Mastering the Arbitration Process: A Step-by-Step Guide for Litigators

Arbitration continues to gain traction as a preferred method for resolving commercial disputes, prompting litigators to adapt their courtroom skills to a fundamentally different procedural landscape. This analysis examines how attorneys can navigate the arbitration process effectively, from initial case assessment through post-award enforcement.
Recent Trends Reshaping Arbitration Practice
The past several years have seen a marked increase in institutional arbitration rules updates and a push toward greater procedural efficiency. Many major arbitral institutions have revised their rules to address expedited proceedings, joinder of parties, and use of technology in hearings.
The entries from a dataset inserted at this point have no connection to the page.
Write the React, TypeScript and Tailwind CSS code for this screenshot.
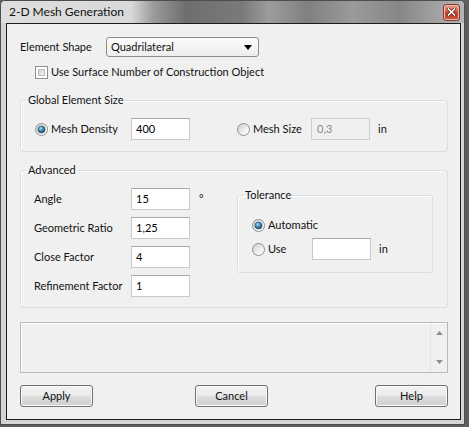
import React from "react";

function Radio({ checked }: { checked?: boolean }) {
  return (
    <svg width="13" height="13" viewBox="0 0 13 13" className="shrink-0">
      <defs>
        <linearGradient id="radioBg" x1="0" y1="0" x2="1" y2="1">
          <stop offset="0" stopColor="#c9c9c9" />
          <stop offset="0.6" stopColor="#f2f2f2" />
          <stop offset="1" stopColor="#ffffff" />
        </linearGradient>
        <radialGradient id="radioDot" cx="0.4" cy="0.35" r="0.75">
          <stop offset="0" stopColor="#a8dcf5" />
          <stop offset="0.45" stopColor="#3f86b0" />
          <stop offset="1" stopColor="#183a52" />
        </radialGradient>
      </defs>
      <circle cx="6.5" cy="6.5" r="6" fill="url(#radioBg)" stroke="#8e8f8f" />
      {checked && (
        <circle cx="6.5" cy="6.5" r="3.6" fill="url(#radioDot)" stroke="#274a61" strokeWidth="0.6" />
      )}
    </svg>
  );
}

function Field({ value, disabled }: { value?: string; disabled?: boolean }) {
  return (
    <div
      className={
        disabled
          ? "w-[59px] h-[22px] shrink-0 flex items-center pl-[5px] border border-[#cdcdcd] bg-[#f0f0f0] text-[#8a8a8a]"
          : "w-[59px] h-[22px] shrink-0 flex items-center pl-[4px] border border-[#c9c9c9] border-t-[#a9a9a9] bg-white text-black"
      }
    >
      {value}
    </div>
  );
}

function Button({ label, className }: { label: string; className?: string }) {
  return (
    <div
      className={
        "w-[73px] h-[22px] flex items-center justify-center rounded-[3px] border border-[#707070] bg-[linear-gradient(#f2f2f2,#ebebeb_50%,#dddddd_50%,#cfcfcf)] shadow-[inset_0_0_0_1px_#fbfbfb] " +
        (className ?? "")
      }
    >
      {label}
    </div>
  );
}

export default function App() {
  return (
    <div className="w-[469px] h-[427px] bg-[#5f5f5f] overflow-hidden font-['Lato',sans-serif] text-[11px] text-[#111]">
      <div className="w-[465px] h-[425px] flex flex-col border border-[#4d4d4d] rounded-t-[5px] bg-[#d5d5d5]">
        {/* title bar */}
        <div className="h-[22px] shrink-0 flex items-center pl-[8px] pr-[4px] rounded-t-[4px] bg-[linear-gradient(90deg,#dedede_0%,#d9d9d9_28%,#9a9a9a_33%,#6e6e6e_40%,#7a7a7a_52%,#9c9c9c_58%,#808080_66%,#9a9a9a_76%,#878787_86%,#b5b5b5_100%)]">
          <span className="text-[12px] leading-none text-[#111]">2-D Mesh Generation</span>
          <div className="ml-auto w-[17px] h-[17px] flex items-center justify-center rounded-[3px] border border-[#8a3a2c] bg-[linear-gradient(#e7a99a,#cf5a45_45%,#b63a27_55%,#c65a44)] shadow-[inset_0_0_0_1px_#f0b8aa]">
            <svg width="9" height="8" viewBox="0 0 9 8">
              <path d="M1.5 1 L7.5 7 M7.5 1 L1.5 7" stroke="#5a1a10" strokeWidth="3" strokeLinecap="square" />
              <path d="M1.5 1 L7.5 7 M7.5 1 L1.5 7" stroke="#ffffff" strokeWidth="1.6" strokeLinecap="square" />
            </svg>
          </div>
        </div>

        {/* frame + client */}
        <div className="flex-1 flex flex-col pl-[5px] pr-[3px] pb-[4px]">
          <div className="flex-1 flex flex-col border border-[#1c1c1c] bg-[#f0f0f0] pl-[13px] pr-[12px] pt-[13px]">
            {/* Element shape */}
            <div className="h-[20px] flex items-center">
              <div className="w-[86px]">Element Shape</div>
              <div className="w-[153px] h-[20px] flex items-center pl-[4px] pr-[6px] rounded-[3px] border border-[#8c8c8c] bg-[linear-gradient(#fbfbfb,#eeeeee)]">
                <span>Quadrilateral</span>
                <svg className="ml-auto" width="8" height="5" viewBox="0 0 8 5">
                  <path d="M0 0 H8 L4 5 Z" fill="#000" />
                </svg>
              </div>
            </div>

            {/* checkbox */}
            <div className="mt-[8px] h-[14px] flex items-center pl-[15px]">
              <span className="w-[13px] h-[13px] border border-[#8e8f8f] bg-white p-[2px] shrink-0">
                <span className="block w-full h-full border border-[#b8bcc0] bg-[linear-gradient(135deg,#cfcfcf,#f7f7f7)]" />
              </span>
              <span className="ml-[3px]">Use Surface Number of Construction Object</span>
            </div>

            {/* Global element size */}
            <fieldset className="mt-[14px] border border-[#d5dfe5] rounded-[3px] shadow-[inset_1px_1px_0_#ffffff]">
              <legend className="ml-[6px] px-[1px] leading-[14px]">Global Element Size</legend>
              <div className="pl-[14px] pt-[11px] pb-[11px] flex items-center">
                <Radio checked />
                <div className="ml-[3px] w-[80px]">Mesh Density</div>
                <Field value="400" />
                <div className="ml-[47px]">
                  <Radio />
                </div>
                <div className="ml-[3px] w-[58px]">Mesh Size</div>
                <Field value="0,3" disabled />
                <div className="ml-[8px]">in</div>
              </div>
            </fieldset>

            {/* Advanced */}
            <fieldset className="mt-[11px] border border-[#d5dfe5] rounded-[3px] shadow-[inset_1px_1px_0_#ffffff]">
              <legend className="ml-[6px] px-[1px] leading-[14px]">Advanced</legend>
              <div className="pl-[13px] pt-[11px] pb-[10px] flex items-start">
                <div className="w-[203px] flex flex-col gap-[7px]">
                  <div className="h-[22px] flex items-center">
                    <div className="w-[97px]">Angle</div>
                    <Field value="15" />
                    <div className="ml-[9px] self-start leading-[12px] mt-[5px]">°</div>
                  </div>
                  <div className="h-[22px] flex items-center">
                    <div className="w-[97px]">Geometric Ratio</div>
                    <Field value="1,25" />
                  </div>
                  <div className="h-[22px] flex items-center">
                    <div className="w-[97px]">Close Factor</div>
                    <Field value="4" />
                  </div>
                  <div className="h-[22px] flex items-center">
                    <div className="w-[97px]">Refinement Factor</div>
                    <Field value="1" />
                  </div>
                </div>

                <fieldset className="w-[196px] border border-[#d5dfe5] rounded-[3px] shadow-[inset_1px_1px_0_#ffffff]">
                  <legend className="ml-[6px] px-[1px] leading-[14px]">Tolerance</legend>
                  <div className="pl-[14px] pt-[12px] pb-[12px] flex flex-col gap-[2px]">
                    <div className="h-[22px] flex items-center">
                      <Radio checked />
                      <div className="ml-[3px]">Automatic</div>
                    </div>
                    <div className="h-[22px] flex items-center">
                      <Radio />
                      <div className="ml-[3px] w-[44px]">Use</div>
                      <Field />
                      <div className="ml-[8px]">in</div>
                    </div>
                  </div>
                </fieldset>
              </div>
            </fieldset>

            {/* message box */}
            <div className="mt-[14px] h-[51px] flex border border-[#b9b9b9] shadow-[inset_1px_1px_0_#ffffff]">
              <div className="flex-1" />
              <div className="w-[17px] flex flex-col items-center justify-between py-[8px] border-l border-[#e4e4e4]">
                <svg width="7" height="4" viewBox="0 0 7 4">
                  <path d="M0 4 L3.5 0 L7 4 Z" fill="#8f8f8f" />
                </svg>
                <svg width="7" height="4" viewBox="0 0 7 4">
                  <path d="M0 0 H7 L3.5 4 Z" fill="#8f8f8f" />
                </svg>
              </div>
            </div>

            {/* buttons */}
            <div className="mt-[12px] flex">
              <Button label="Apply" />
              <Button label="Cancel" className="ml-[102px]" />
              <Button label="Help" className="ml-auto" />
            </div>
          </div>
        </div>
      </div>
    </div>
  );
}
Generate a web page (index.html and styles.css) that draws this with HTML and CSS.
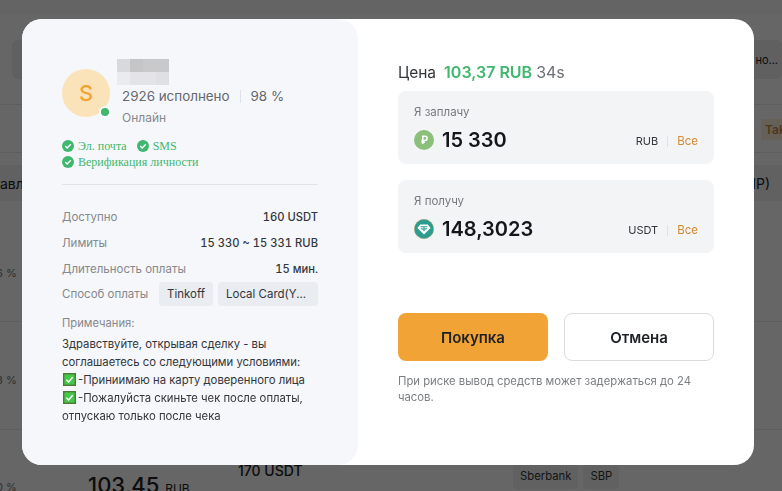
FILE: index.html
```html
<!DOCTYPE html>
<html lang="ru">
<head>
    <meta charset="UTF-8">
    <title>Покупка USDT</title>
    <link rel="stylesheet" href="styles.css">
</head>
<body>
<div class="page">
    <div class="top-strip"></div>
    <div class="filter-row"><span class="bg-text">но...</span></div>
    <div class="tag-row"><span class="tag">Tak</span></div>
    <div class="table-head"><span class="bg-text">авл</span><span class="bg-text">IP)</span></div>
    <div class="bg-row row-a"><span class="bg-pct">6 %</span></div>
    <div class="bg-row row-b"><span class="bg-pct">3 %</span></div>
    <div class="bg-row row-c">
        <span class="bg-pct">0 %</span>
        <span class="bg-price">103,45 <small>RUB</small></span>
        <span class="bg-amount">170 USDT</span>
        <span class="bg-chips"><span class="bg-chip">Sberbank</span><span class="bg-chip">SBP</span></span>
    </div>
</div>

<div class="overlay"></div>

<div class="modal">
    <div class="seller">
        <div class="profile">
            <div class="avatar">S<span class="online-dot"></span></div>
            <div class="profile-info">
                <div class="name-blur">
                    <i class="c1"></i><i class="c2"></i><i class="c3"></i><i class="c3"></i>
                    <i class="c4"></i><i class="c5"></i><i class="c5"></i><i class="c6"></i>
                </div>
                <div class="stats"><span>2926 исполнено</span><span class="stats-sep"></span><span>98 %</span></div>
                <div class="status">Онлайн</div>
            </div>
        </div>

        <div class="verified">
            <span class="check">
                <svg viewBox="0 0 12 12"><circle cx="6" cy="6" r="6" fill="#3fb76e"/><path d="M3.2 6.100l2 2 3.600-3.800" fill="none" stroke="#fff" stroke-width="1.4"/></svg>
                Эл. почта
            </span>
            <span class="check">
                <svg viewBox="0 0 12 12"><circle cx="6" cy="6" r="6" fill="#3fb76e"/><path d="M3.2 6.100l2 2 3.600-3.800" fill="none" stroke="#fff" stroke-width="1.4"/></svg>
                SMS
            </span>
            <span class="check">
                <svg viewBox="0 0 12 12"><circle cx="6" cy="6" r="6" fill="#3fb76e"/><path d="M3.2 6.100l2 2 3.600-3.800" fill="none" stroke="#fff" stroke-width="1.4"/></svg>
                Верификация личности
            </span>
        </div>

        <div class="details">
            <div class="detail"><span class="detail-label">Доступно</span><span class="detail-value">160 USDT</span></div>
            <div class="detail"><span class="detail-label">Лимиты</span><span class="detail-value">15 330 ~ 15 331 RUB</span></div>
            <div class="detail"><span class="detail-label">Длительность оплаты</span><span class="detail-value">15 мин.</span></div>
            <div class="detail pay-methods">
                <span class="detail-label">Способ оплаты</span>
                <span class="chips"><span class="chip">Tinkoff</span><span class="chip chip-wide">Local Card(Y...</span></span>
            </div>
        </div>

        <div class="remark-title">Примечания:</div>
        <div class="remark">
            Здравствуйте, открывая сделку - вы<br>
            соглашаетесь со следующими условиями:<br>
            <svg class="tick" viewBox="0 0 14 14"><rect width="14" height="14" fill="#4c7a35"/><rect x="1.500" y="1.500" width="11" height="11" fill="#46c74a"/><path d="M3.600 7.200l2.400 2.400 4.400-5" fill="none" stroke="#fff" stroke-width="1.600"/></svg>-Приниимаю на карту доверенного лица<br>
            <svg class="tick" viewBox="0 0 14 14"><rect width="14" height="14" fill="#4c7a35"/><rect x="1.500" y="1.500" width="11" height="11" fill="#46c74a"/><path d="M3.600 7.200l2.400 2.400 4.400-5" fill="none" stroke="#fff" stroke-width="1.600"/></svg>-Пожалуйста скиньте чек после оплаты,<br>
            отпускаю только после чека
        </div>
    </div>

    <div class="order">
        <div class="price"><span class="price-label">Цена</span><b class="price-value">103,37 RUB</b><span class="price-timer">34s</span></div>

        <div class="amount-card">
            <div class="amount-label">Я заплачу</div>
            <div class="amount-row">
                <svg class="coin" viewBox="0 0 20 20">
                    <circle cx="10" cy="10" r="10" fill="#8bc07a"/>
                    <path d="M8.800 14V6.200h2.200a2 2 0 0 1 0 4.200H7.400M7.400 12.300h3.600" fill="none" stroke="#fff" stroke-width="1.500"/>
                </svg>
                <span class="amount-value">15 330</span>
                <span class="unit">RUB</span><span class="unit-sep"></span><span class="all">Все</span>
            </div>
        </div>

        <div class="amount-card">
            <div class="amount-label">Я получу</div>
            <div class="amount-row">
                <svg class="coin" viewBox="0 0 20 20">
                    <circle cx="10" cy="10" r="9.700" fill="#2a9d8f" stroke="#b59a5c" stroke-width="0.500"/>
                    <path d="M6.200 5.600h7.600L16.600 9 10 15.400 3.400 9z" fill="#fff"/>
                    <path d="M6.600 7.800h6.800M10 7.800v4.400M6.800 9.600c2 .7 4.400 .7 6.400 0" fill="none" stroke="#2a9d8f" stroke-width="1.100"/>
                </svg>
                <span class="amount-value">148,3023</span>
                <span class="unit">USDT</span><span class="unit-sep"></span><span class="all">Все</span>
            </div>
        </div>

        <div class="actions">
            <button class="btn btn-buy">Покупка</button>
            <button class="btn btn-cancel">Отмена</button>
        </div>
        <p class="risk">При риске вывод средств может задержаться до 24 часов.</p>
    </div>
</div>
</body>
</html>
```

FILE: styles.css
```css
* {
    box-sizing: border-box;
}

html, body {
    margin: 0;
    height: 100%;
    overflow: hidden;
}

body {
    font-family: "Inter", "Liberation Sans", sans-serif;
    background: #fff;
    color: #1e2226;
}

/* page behind the dialog */
.page {
    height: 491px;
    overflow: hidden;
    font-size: 13px;
    color: #222;
}

.top-strip {
    height: 14px;
    background: #fafafa;
}

.filter-row {
    height: 39px;
    margin: 26px 0 0 12px;
    background: #f0f1f3;
    border-radius: 6px;
    display: flex;
    align-items: center;
    justify-content: flex-end;
    padding-right: 4px;
    font-size: 11px;
}

.tag-row {
    height: 49px;
    margin-top: 25px;
    border-top: 1px solid #ececec;
    border-bottom: 1px solid #ececec;
    display: flex;
    align-items: center;
    justify-content: flex-end;
}

.tag {
    margin-top: 2px;
    background: #fdf0dc;
    color: #c8893a;
    font-weight: 600;
    font-size: 12px;
    padding: 3px 0 3px 4px;
    width: 21px;
    overflow: hidden;
}

.table-head {
    height: 36px;
    margin-top: 12px;
    background: #f2f3f5;
    display: flex;
    align-items: center;
    justify-content: space-between;
    padding-right: 12px;
    font-size: 14px;
}

.bg-row {
    position: relative;
    border-bottom: 1px solid #ececec;
}

.row-a {
    height: 121px;
}

.row-b {
    height: 108px;
}

.row-c {
    height: 62px;
    border-bottom: none;
}

.bg-pct {
    color: #777;
    font-size: 11px;
    position: absolute;
    left: -4px;
}

.row-a .bg-pct {
    top: 65px;
}

.row-b .bg-pct {
    top: 51px;
}

.row-c .bg-pct {
    top: 50px;
}

.bg-price {
    position: absolute;
    left: 88px;
    top: 42px;
    font-size: 22px;
    font-weight: 500;
}

.bg-price small {
    font-size: 12px;
    font-weight: 400;
}

.bg-amount {
    position: absolute;
    left: 238px;
    top: 32px;
    font-size: 14px;
    font-weight: 500;
}

.bg-chips {
    position: absolute;
    left: 513px;
    top: 33px;
    display: flex;
    gap: 5px;
}

.bg-chip {
    background: #f2f3f5;
    border-radius: 4px;
    padding: 6px 7px;
    font-size: 11.3px;
    color: #333;
}

.overlay {
    position: fixed;
    inset: 0;
    background: rgba(0, 0, 0, 0.6);
}

/* dialog */
.modal {
    position: fixed;
    left: 22px;
    top: 19px;
    width: 732px;
    height: 446px;
    display: flex;
    background: #fff;
    border-radius: 20px;
}

.seller {
    width: 336px;
    background: #f5f7fb;
    border-radius: 20px;
    padding: 40px;
    font-size: 12px;
}

.profile {
    display: flex;
    height: 77px;
}

.avatar {
    position: relative;
    width: 48px;
    height: 48px;
    margin-top: 10px;
    border-radius: 50%;
    background: #fbe3b9;
    color: #f3a436;
    font-size: 22px;
    font-weight: 500;
    display: flex;
    align-items: center;
    justify-content: center;
    flex-shrink: 0;
}

.online-dot {
    position: absolute;
    right: -1px;
    bottom: -1px;
    width: 12px;
    height: 12px;
    border-radius: 50%;
    background: #3fb76e;
    border: 2px solid #fff;
}

.profile-info {
    margin-left: 7px;
}

.name-blur {
    display: grid;
    grid-template-columns: repeat(4, 13px);
    grid-auto-rows: 13px;
}

.c1 { background: #d9d9dc; }
.c2 { background: #c5c5c8; }
.c3 { background: #c9c9cc; }
.c4 { background: #ebebee; }
.c5 { background: #e4e4e8; }
.c6 { background: #e0e0e4; }

.stats {
    margin: 1px 0 0 5px;
    display: flex;
    align-items: center;
    font-size: 13.4px;
    line-height: 20px;
    color: #65686d;
}

.stats-sep {
    width: 1px;
    height: 13px;
    margin: 0 10px;
    background: #dfe1e5;
}

.status {
    margin: 4px 0 0 5px;
    font-size: 12px;
    line-height: 16px;
    color: #85888c;
}

.verified {
    display: flex;
    flex-wrap: wrap;
    gap: 0 10px;
    margin-top: 2px;
    font-family: "Liberation Serif", serif;
    font-size: 12px;
    line-height: 16px;
    color: #3fb76e;
}

.check {
    display: inline-flex;
    align-items: center;
    gap: 4px;
}

.check svg {
    width: 12px;
    height: 12px;
}

.check:last-child {
    width: 100%;
}

.details {
    margin-top: 14px;
    padding-top: 19px;
    border-top: 1px solid #e1e2e5;
}

.detail {
    display: flex;
    justify-content: space-between;
    align-items: center;
    height: 26px;
    font-weight: 500;
    font-size: 11.2px;
    color: #33363a;
}

.detail-value {
    font-variant-numeric: tabular-nums;
}

.detail-label {
    color: #85888c;
    font-weight: 400;
    font-size: 11.5px;
}

.pay-methods {
    height: 24px;
    margin-top: 0;
}

.chips {
    display: flex;
    gap: 5px;
}

.chip {
    height: 24px;
    padding: 0 8px;
    border-radius: 4px;
    background: #e9ecf0;
    font-size: 11.5px;
    line-height: 24px;
    white-space: nowrap;
    font-weight: 400;
}

.chip-wide {
    width: 100px;
}

.remark-title {
    margin-top: 9px;
    line-height: 16px;
    font-size: 11.2px;
    color: #85888c;
}

.remark {
    margin-top: 4px;
    line-height: 18px;
    font-size: 11.3px;
    color: #33363a;
}

.tick {
    width: 13px;
    height: 13px;
    margin: 0 2px 0 1px;
    vertical-align: -2px;
}

/* order form */
.order {
    flex: 1;
    padding: 44px 40px 0;
}

.price {
    display: flex;
    align-items: baseline;
    height: 18px;
    line-height: 18px;
    font-size: 15.5px;
    color: #33363a;
}

.price-value {
    margin-left: 8px;
    font-size: 16px;
    color: #3fb76e;
    font-weight: 600;
}

.price-timer {
    margin-left: 4px;
    font-size: 16px;
    color: #6b6e72;
}

.amount-card {
    height: 73px;
    margin-top: 16px;
    padding: 13px 16px 0;
    background: #f3f4f6;
    border-radius: 8px;
}

.price + .amount-card {
    margin-top: 10px;
}

.amount-label {
    font-size: 11.5px;
    line-height: 16px;
    color: #76797d;
}

.amount-row {
    display: flex;
    align-items: center;
    margin-top: 8px;
    height: 24px;
}

.coin {
    width: 20px;
    height: 20px;
    margin-right: 8px;
}

.amount-value {
    flex: 1;
    font-size: 20px;
    font-weight: 600;
    color: #14171a;
}

.unit {
    margin-top: 2px;
    font-size: 11px;
    color: #33363a;
}

.unit-sep {
    width: 1px;
    height: 11px;
    margin: 2px 9px 0;
    background: #dfe1e5;
}

.all {
    margin-top: 2px;
    font-size: 11.5px;
    color: #d58a32;
}

.actions {
    display: flex;
    gap: 16px;
    margin-top: 60px;
}

.btn {
    width: 150px;
    height: 48px;
    border-radius: 8px;
    font-family: inherit;
    font-size: 15px;
    font-weight: 600;
    color: #1e2226;
    cursor: pointer;
}

.btn-buy {
    background: #f2a336;
    border: none;
}

.btn-cancel {
    background: #fff;
    border: 1px solid #dadbdd;
}

.risk {
    margin: 12px 0 0;
    font-size: 11.3px;
    line-height: 16px;
    color: #7b7e82;
}
```
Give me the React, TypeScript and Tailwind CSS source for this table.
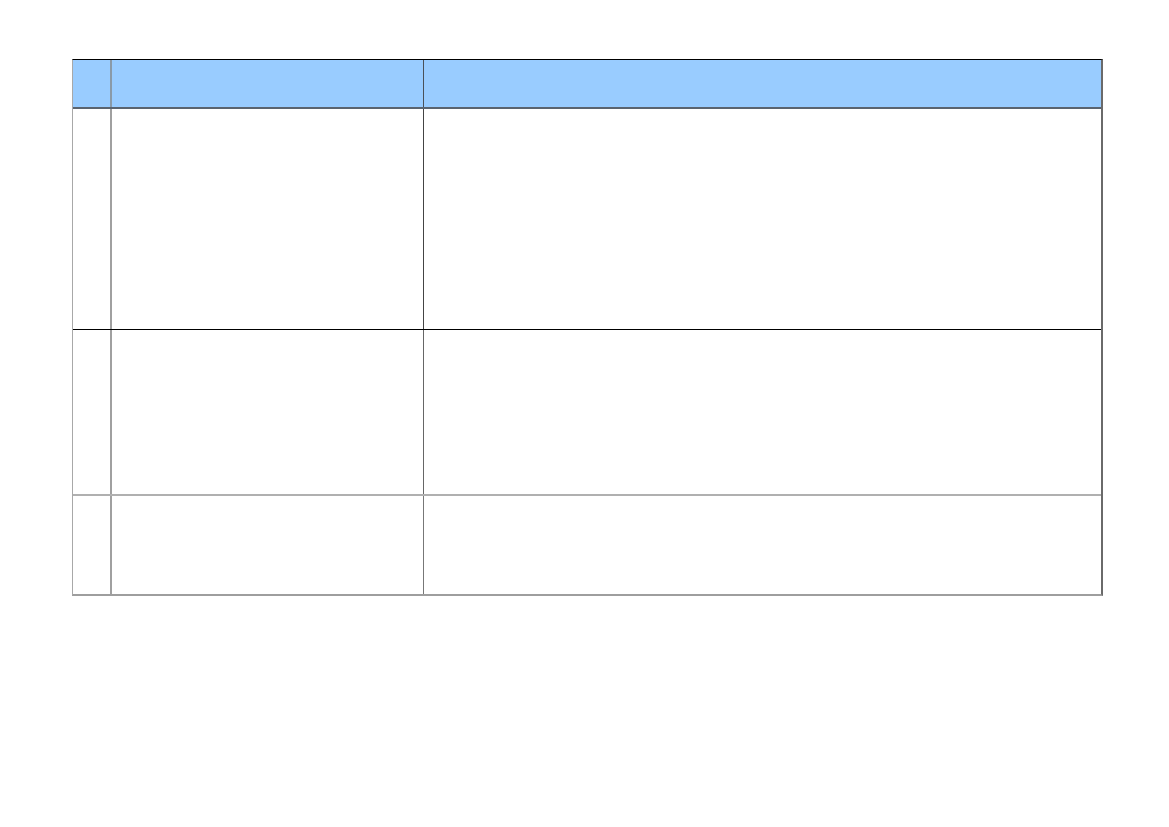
export default function App() {
  const rowCls = "grid grid-cols-[39px_312px_1fr]";
  return (
    <div className="w-[1169px] h-[827px] bg-white" style={{ fontFamily: "'Liberation Sans', sans-serif" }}>
      <div className="pl-[72px] pt-[59px]">
        <div className="w-[1031px] border-t border-t-black border-l border-l-[#a8a8a8] border-r-2 border-r-[#6a6a6a] border-b-2 border-b-[#9e9e9e]">
          <div className={`${rowCls} h-[49px] bg-[#99ccff] border-b-2 border-b-[#5a6470]`}>
            <div className="border-r-2 border-r-[#8a9aa8]" />
            <div className="border-r border-r-[#4a5058]" />
            <div />
          </div>
          <div className={`${rowCls} h-[221px] border-b border-b-black`}>
            <div className="border-r-2 border-r-[#a0a0a0]" />
            <div className="border-r border-r-[#444444]" />
            <div />
          </div>
          <div className={`${rowCls} h-[166px] border-b-2 border-b-[#b0b0b0]`}>
            <div className="border-r-2 border-r-[#a0a0a0]" />
            <div className="border-r border-r-[#666666]" />
            <div />
          </div>
          <div className={`${rowCls} h-[98px]`}>
            <div className="border-r-2 border-r-[#a0a0a0]" />
            <div className="border-r border-r-[#777777]" />
            <div />
          </div>
        </div>
      </div>
    </div>
  );
}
These changes reflect a broader industry shift toward reducing time and cost while preserving due process.

- Growth in expedited procedures for lower-value disputes, often with streamlined document production and shorter hearing schedules.
- Rising use of virtual and hybrid hearings, which has expanded the pool of available arbitrators and reduced travel expenses.
- Increased emphasis on arbitrator disclosure and impartiality standards, with some institutions publishing detailed conflict-check guidelines.
Background: Why Arbitration Differs from Litigation
Arbitration operates under a private contract between parties, not court procedural rules. This foundational distinction affects every stage of the process, from the scope of discovery to the finality of the award. For litigators accustomed to broad discovery, motion practice, and appellate review, arbitration requires a mindset shift toward party autonomy and limited judicial intervention.

- The Federal Arbitration Act and analogous state laws provide the legal framework, but the parties’ arbitration agreement and institutional rules govern procedure.
- Discovery in arbitration is typically narrower than in court, with most institutions limiting document requests and depositions absent special agreement.
- Arbitral awards are subject to very narrow grounds for vacatur, making the hearing the primary opportunity to present evidence and argument.
Key Concerns for Litigators Entering Arbitration
Attorneys moving from litigation to arbitration often face uncertainty about procedural expectations, arbitrator selection strategy, and preservation of the record. Understanding these concerns early can prevent costly missteps.
- Arbitrator selection: Unlike a judge, the arbitrator’s background, industry expertise, and procedural style matter greatly. Parties may choose a panel of one or three arbitrators, each with different fee structures and scheduling availability.
- Procedural timetable: Most institutional rules set tight deadlines for submitting statements of claim and defense, exchanging exhibits, and completing hearings. Missing these deadlines can result in waiver of arguments.
- Evidentiary rules: Arbitrators generally apply relaxed standards for admissibility. Hearsay and other forms of evidence may be admitted, but weight is left to the tribunal’s discretion.
- Cost allocation: Unlike court filing fees, arbitration costs include arbitrator compensation, institutional administrative fees, and hearing venue expenses. These can vary widely based on the dispute size and number of arbitrators.
Likely Impact on Litigation Practice
As more commercial contracts contain arbitration clauses, litigators who master the process will have a competitive advantage. The trend toward efficiency may also influence court procedures, as judges adopt case management techniques from arbitration such as early case assessment and limited discovery budgets.
- Law firms are increasingly establishing dedicated arbitration practice groups and investing in training for associates on institutional rules and hearing advocacy.
- Clients are demanding cost predictability, leading to more use of capped arbitration fees and fixed-fee arrangements for arbitral services.
- The rise of international arbitration is pushing domestic litigators to become familiar with cross-border enforcement under the New York Convention and related treaties.
What to Watch Next
The arbitration landscape continues to evolve. Several developments bear close monitoring for litigators seeking to stay ahead.
- Technology and AI: Tools for document review, hearing transcription, and even preliminary award drafting are becoming more common. Ethical guidelines on AI use in arbitration are still emerging.
- Diversity initiatives: Institutions and users are pushing for greater diversity among arbitrators by gender, geography, and legal background, which may change party selection strategies.
- Legislative updates: Several jurisdictions are considering amendments to arbitration statutes to address electronic signatures, remote hearings, and consumer arbitration fairness.
- Enforcement trends: Courts in some jurisdictions have shown increased willingness to vacate awards on public policy grounds, a development that could affect drafting of arbitration clauses and choice of seat.
Litigators who invest time in understanding the nuances of arbitration—from initial clause drafting to award enforcement—are better positioned to serve clients effectively in a dispute resolution environment that increasingly prizes speed, confidentiality, and finality.